I’ve been working at my parent’s office in the meantime, but being the boss’
daughter = flexibility. So while there are days that I don’t have to go into
the office because I’m my mom’s driver while she runs errands, there are also days
where I bring work home and continue well into the evening/weekends.
But I digress.
Most of the friends that I know before I went to Moscow have
been working/will begin working soon. I’ve been hanging around with them the
past two months and it definitely took some time to change out of my
Uni-student gears, and got me thinking.
Say you don’t have to work because you have a
hypothetical trust fund that goes on forever and ever. What would you do with
your life if you didn’t have to wake up at 6 or 7 every morning to go to work?
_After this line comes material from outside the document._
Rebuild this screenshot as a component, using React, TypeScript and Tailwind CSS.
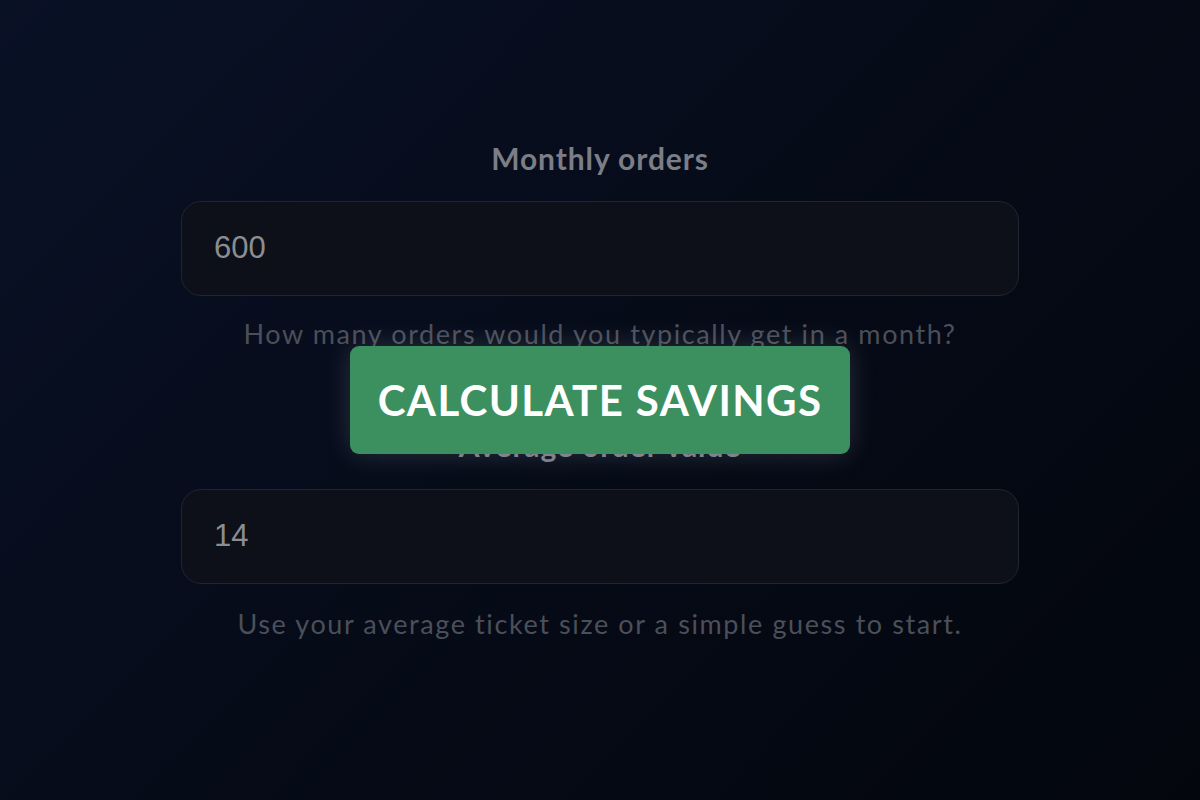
import React from "react";

export default function App() {
  return (
    <div className="relative w-[1200px] h-[800px] overflow-hidden bg-[linear-gradient(135deg,#091126_0%,#060b18_50%,#03060d_100%)]" style={{ fontFamily: "Lato, 'Noto Sans', sans-serif" }}>
      <div className="w-[838px] mx-auto pt-[140px] flex flex-col items-stretch">
        <div className="h-[36px] leading-[36px] text-center text-[30px] font-bold text-[#7b7e86] tracking-[0.9px]">Monthly orders</div>
        <div className="mt-[25px] h-[95px] rounded-[20px] border border-[#22252f] bg-[#0d1019] flex items-center px-[32px]">
          <span className="text-[31px] text-[#8b8d92]" style={{ fontFamily: "'Liberation Sans', Arial, sans-serif" }}>600</span>
        </div>
        <div className="mt-[22px] h-[32px] leading-[32px] text-center text-[27px] text-[#4b4f59] tracking-[1.6px]">How many orders would you typically get in a month?</div>
        <div className="mt-[77px] h-[36px] leading-[36px] text-center text-[30px] font-bold text-[#7b7e86] tracking-[0.9px]">Average order value</div>
        <div className="mt-[26px] h-[95px] rounded-[20px] border border-[#22252f] bg-[#0d1019] flex items-center px-[32px]">
          <span className="text-[31px] text-[#8b8d92]" style={{ fontFamily: "'Liberation Sans', Arial, sans-serif" }}>14</span>
        </div>
        <div className="mt-[24px] h-[32px] leading-[32px] text-center text-[27px] text-[#4b4f59] tracking-[1.6px]">Use your average ticket size or a simple guess to start.</div>
      </div>
      <button className="absolute left-[350px] top-[346px] w-[500px] h-[108px] rounded-[9px] bg-[#3c8f5f] text-white text-[42px] font-bold tracking-[1.4px] flex items-center justify-center shadow-[0_0_28px_rgba(200,210,230,0.18)]" style={{ fontFamily: "Lato, 'Noto Sans', sans-serif" }}>
        CALCULATE SAVINGS
      </button>
    </div>
  );
}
Do you just regress back into the Uni student lifestyle
minus the classes and exams?
How do you find something that you can enjoy doing/pursuing
for a long-ish course of time?
I get interested in little projects but they’re mostly of
the hangat-hangat tahi ayam variety. I bury myself into a project for
days/weeks, and when I’m done I close the chapter and just move on. My passion for things are normally just spikes. Sporadic, jumpy, spikes.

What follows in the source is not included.